There’s a whole lot more of that on the way, due to Boeing’s insistence that building and integrating their own middleware and operating system software, out of open source piece parts, is better than relying on industry-funded and proven commercial off the shelf solutions.

Has the DoD notified the Army and/or Boeing to stop work on FCS or any portion of it yet?

It is a great day for the Army. Boeing and SAIC, who managed the program did not care any thing about the Warfighter; just the money. They mismanaged the testing and would not listen to any corrective criticism.

x-man: What aspect of FCS testing do you think was mismanaged?

BINGO!!!

Chuck…It seems so typical of a $100B bureacracy these days to take something so simple, creative, and insightful and bastardize it in the name of branding and profit.

Boeing missed the boat.

Max — Nothing about FCS was ever simple.

Monroe

I’ve had more than 20 years working development programs, including the last five on FCS, and I can say from the bottom of my heart that FCS MGV was the biggest Charlie Foxtrot of a program I’ve ever had the misfortune to be associated with. The entire program was hideously mismanaged from the get-go.

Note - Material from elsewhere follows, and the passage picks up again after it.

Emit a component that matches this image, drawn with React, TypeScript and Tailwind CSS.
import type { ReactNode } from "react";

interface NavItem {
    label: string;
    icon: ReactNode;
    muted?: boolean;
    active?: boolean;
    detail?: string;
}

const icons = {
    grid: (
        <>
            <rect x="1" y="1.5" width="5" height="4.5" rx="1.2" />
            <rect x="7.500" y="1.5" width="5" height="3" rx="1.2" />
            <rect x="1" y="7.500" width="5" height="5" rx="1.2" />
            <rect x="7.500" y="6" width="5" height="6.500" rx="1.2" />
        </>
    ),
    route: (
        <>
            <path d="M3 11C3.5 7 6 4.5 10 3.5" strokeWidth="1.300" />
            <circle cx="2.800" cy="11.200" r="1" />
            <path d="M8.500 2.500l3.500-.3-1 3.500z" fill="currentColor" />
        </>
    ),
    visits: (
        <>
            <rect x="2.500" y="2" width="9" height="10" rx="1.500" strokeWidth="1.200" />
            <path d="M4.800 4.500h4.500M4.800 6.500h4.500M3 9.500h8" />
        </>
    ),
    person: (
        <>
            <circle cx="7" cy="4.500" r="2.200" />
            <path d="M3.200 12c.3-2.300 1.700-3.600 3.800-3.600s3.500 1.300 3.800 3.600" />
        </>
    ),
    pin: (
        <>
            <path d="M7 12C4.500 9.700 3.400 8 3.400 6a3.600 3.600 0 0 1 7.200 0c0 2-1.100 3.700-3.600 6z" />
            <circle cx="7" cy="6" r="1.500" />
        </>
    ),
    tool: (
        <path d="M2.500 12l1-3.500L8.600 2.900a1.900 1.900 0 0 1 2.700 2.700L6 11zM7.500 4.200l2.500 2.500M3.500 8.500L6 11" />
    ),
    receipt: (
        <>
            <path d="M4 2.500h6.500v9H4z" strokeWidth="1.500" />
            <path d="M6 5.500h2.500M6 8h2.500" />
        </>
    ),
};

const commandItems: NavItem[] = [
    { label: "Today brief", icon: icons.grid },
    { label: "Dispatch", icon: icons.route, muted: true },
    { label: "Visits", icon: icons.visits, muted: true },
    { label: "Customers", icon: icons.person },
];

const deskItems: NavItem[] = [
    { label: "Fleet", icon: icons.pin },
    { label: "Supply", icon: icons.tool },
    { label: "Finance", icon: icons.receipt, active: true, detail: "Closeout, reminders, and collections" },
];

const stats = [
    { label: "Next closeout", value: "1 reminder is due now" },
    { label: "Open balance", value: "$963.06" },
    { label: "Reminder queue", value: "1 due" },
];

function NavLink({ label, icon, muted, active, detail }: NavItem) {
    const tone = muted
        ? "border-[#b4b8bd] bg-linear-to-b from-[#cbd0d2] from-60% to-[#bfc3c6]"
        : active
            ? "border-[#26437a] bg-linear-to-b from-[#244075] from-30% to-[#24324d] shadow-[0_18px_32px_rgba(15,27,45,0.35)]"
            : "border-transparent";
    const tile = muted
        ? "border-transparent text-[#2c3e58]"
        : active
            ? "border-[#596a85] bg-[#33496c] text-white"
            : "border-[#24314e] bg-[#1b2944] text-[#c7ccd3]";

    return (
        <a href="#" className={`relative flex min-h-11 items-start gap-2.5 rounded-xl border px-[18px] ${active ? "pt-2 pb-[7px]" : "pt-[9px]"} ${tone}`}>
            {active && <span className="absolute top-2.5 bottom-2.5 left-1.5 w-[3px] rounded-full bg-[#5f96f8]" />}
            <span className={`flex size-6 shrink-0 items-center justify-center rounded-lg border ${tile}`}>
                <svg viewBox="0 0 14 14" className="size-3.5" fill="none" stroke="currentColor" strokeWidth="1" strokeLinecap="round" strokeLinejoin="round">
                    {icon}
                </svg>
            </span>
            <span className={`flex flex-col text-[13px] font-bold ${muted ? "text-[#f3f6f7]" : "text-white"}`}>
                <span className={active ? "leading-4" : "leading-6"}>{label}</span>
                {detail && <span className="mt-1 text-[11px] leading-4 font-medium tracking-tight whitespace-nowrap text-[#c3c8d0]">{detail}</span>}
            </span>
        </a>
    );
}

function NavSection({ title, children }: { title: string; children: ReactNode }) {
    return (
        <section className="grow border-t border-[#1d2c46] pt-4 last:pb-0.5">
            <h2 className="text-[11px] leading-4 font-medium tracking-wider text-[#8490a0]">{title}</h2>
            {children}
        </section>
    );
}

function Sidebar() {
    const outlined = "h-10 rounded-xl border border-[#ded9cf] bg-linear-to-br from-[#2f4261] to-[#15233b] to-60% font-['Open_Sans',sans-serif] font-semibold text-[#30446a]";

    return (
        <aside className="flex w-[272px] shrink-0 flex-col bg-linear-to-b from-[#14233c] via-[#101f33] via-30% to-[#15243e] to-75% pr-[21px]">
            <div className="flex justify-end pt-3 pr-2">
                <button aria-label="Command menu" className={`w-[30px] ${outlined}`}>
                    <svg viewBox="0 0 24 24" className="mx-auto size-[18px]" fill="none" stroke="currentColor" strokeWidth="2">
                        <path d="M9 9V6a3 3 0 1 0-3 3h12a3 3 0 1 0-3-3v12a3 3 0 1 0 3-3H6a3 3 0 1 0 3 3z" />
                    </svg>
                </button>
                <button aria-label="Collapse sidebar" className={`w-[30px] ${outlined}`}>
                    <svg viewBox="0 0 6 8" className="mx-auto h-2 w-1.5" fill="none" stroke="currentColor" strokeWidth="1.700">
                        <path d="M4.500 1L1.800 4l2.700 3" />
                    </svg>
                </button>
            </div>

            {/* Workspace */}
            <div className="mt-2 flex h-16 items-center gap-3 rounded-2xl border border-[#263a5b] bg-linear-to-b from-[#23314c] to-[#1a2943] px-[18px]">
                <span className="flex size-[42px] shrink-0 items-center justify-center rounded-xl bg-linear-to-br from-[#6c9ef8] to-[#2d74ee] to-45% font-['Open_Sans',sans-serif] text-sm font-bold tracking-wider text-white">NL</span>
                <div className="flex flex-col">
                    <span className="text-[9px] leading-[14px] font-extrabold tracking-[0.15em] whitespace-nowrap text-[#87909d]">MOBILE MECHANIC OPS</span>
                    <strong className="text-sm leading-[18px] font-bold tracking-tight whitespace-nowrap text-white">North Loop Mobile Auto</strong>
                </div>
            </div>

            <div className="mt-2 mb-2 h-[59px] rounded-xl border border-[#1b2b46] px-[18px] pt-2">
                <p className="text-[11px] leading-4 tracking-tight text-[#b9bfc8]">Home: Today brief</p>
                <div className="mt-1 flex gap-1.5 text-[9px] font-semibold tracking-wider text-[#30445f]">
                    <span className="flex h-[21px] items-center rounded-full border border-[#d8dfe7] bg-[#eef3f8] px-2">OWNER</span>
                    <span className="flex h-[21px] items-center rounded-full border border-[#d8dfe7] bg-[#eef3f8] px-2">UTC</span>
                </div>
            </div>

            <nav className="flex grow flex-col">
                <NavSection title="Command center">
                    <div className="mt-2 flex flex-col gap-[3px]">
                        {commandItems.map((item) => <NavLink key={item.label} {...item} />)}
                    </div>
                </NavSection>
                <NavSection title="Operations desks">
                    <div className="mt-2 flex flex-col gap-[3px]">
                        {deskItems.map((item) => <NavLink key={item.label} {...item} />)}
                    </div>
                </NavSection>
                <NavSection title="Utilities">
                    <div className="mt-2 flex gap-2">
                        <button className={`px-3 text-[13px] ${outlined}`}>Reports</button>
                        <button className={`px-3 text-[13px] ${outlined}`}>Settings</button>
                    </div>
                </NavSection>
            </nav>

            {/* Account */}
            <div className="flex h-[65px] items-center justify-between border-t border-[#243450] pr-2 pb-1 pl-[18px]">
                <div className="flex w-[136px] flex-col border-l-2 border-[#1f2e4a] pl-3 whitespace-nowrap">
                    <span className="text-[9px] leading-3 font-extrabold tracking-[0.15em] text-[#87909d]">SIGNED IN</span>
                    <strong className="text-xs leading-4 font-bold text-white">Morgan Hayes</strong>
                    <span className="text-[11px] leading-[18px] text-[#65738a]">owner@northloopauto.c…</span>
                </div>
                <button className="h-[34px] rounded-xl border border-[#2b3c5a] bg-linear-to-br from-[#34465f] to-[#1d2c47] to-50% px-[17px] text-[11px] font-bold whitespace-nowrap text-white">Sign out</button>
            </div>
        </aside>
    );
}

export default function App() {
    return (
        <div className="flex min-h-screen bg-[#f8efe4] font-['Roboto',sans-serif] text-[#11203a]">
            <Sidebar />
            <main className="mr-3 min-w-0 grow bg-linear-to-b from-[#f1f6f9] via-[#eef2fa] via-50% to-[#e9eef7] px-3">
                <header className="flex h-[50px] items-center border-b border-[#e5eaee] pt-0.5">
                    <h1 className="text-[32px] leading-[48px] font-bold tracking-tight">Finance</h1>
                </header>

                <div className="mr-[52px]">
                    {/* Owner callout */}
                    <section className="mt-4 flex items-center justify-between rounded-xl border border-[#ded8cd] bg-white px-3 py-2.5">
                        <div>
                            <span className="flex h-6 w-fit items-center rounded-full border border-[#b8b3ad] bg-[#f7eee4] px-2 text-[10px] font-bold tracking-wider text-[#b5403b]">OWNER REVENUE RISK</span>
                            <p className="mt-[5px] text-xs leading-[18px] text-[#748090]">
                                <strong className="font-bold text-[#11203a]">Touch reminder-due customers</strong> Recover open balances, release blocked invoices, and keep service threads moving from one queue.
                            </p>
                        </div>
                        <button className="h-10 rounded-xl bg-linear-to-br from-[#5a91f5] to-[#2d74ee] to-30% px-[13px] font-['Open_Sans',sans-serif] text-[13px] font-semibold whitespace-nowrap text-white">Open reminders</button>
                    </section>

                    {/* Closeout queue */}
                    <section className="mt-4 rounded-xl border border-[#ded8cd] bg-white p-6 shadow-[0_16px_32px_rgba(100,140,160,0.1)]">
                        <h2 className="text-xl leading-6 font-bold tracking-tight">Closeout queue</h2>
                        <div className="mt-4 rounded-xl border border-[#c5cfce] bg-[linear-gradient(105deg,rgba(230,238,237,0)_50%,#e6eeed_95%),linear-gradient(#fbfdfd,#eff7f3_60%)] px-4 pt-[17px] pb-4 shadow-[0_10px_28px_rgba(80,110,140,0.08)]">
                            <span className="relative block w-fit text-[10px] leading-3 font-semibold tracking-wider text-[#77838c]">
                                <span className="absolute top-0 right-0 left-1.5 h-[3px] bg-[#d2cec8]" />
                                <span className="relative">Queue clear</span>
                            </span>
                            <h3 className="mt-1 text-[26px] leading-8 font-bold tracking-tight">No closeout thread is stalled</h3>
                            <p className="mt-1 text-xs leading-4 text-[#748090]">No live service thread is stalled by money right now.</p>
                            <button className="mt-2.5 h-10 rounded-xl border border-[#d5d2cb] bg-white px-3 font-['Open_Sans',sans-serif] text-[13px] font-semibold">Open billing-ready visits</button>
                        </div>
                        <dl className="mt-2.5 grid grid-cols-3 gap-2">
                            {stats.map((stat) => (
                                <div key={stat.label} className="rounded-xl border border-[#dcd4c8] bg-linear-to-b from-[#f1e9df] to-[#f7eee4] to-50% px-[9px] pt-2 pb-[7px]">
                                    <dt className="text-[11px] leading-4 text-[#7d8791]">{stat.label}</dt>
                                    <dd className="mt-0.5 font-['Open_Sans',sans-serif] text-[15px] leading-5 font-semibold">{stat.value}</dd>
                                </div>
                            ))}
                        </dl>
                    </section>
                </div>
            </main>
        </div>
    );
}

I worked FCS for two years; the program in my optinion was mismanaged by both Boeing and SAIC. My role was to setup the communications equipment at WSMR for the first test, EXP1,1. The test was a real mess with so much interference among sensors and the Mobile Node wireless network. The 802.11g network connected the FCS C4ISR vehicles (seven total) providing a data simulation capability as an input to the FCS systems. We told Boeing, who managed the test about the frequency conflicts but Boeing ignored the warnings. The sensors T-UGS, IMS, U-UGS used Zigbee to communicate among themselves (2,4ghz mesh net)

The first field test had an urban component; Ft. Bliss. This test had the sensors along a road detecting vehicle movement. Also lining the road was the C4ISR vehicles used to relay information back to the Mobile Node. Sensors used high power zigbee mesh to communication among themselves (1watt ERP or more). The C4ISR vehicles also had wireless mesh net used to simulate the FCS C4ISR NETWORK. The wireless net covered channels 1 and 6 in the wireless band; the ERP used was 2+watts. Boeing did not do any frequency management; that is the sensors were within the Mobile Node’s frequency band.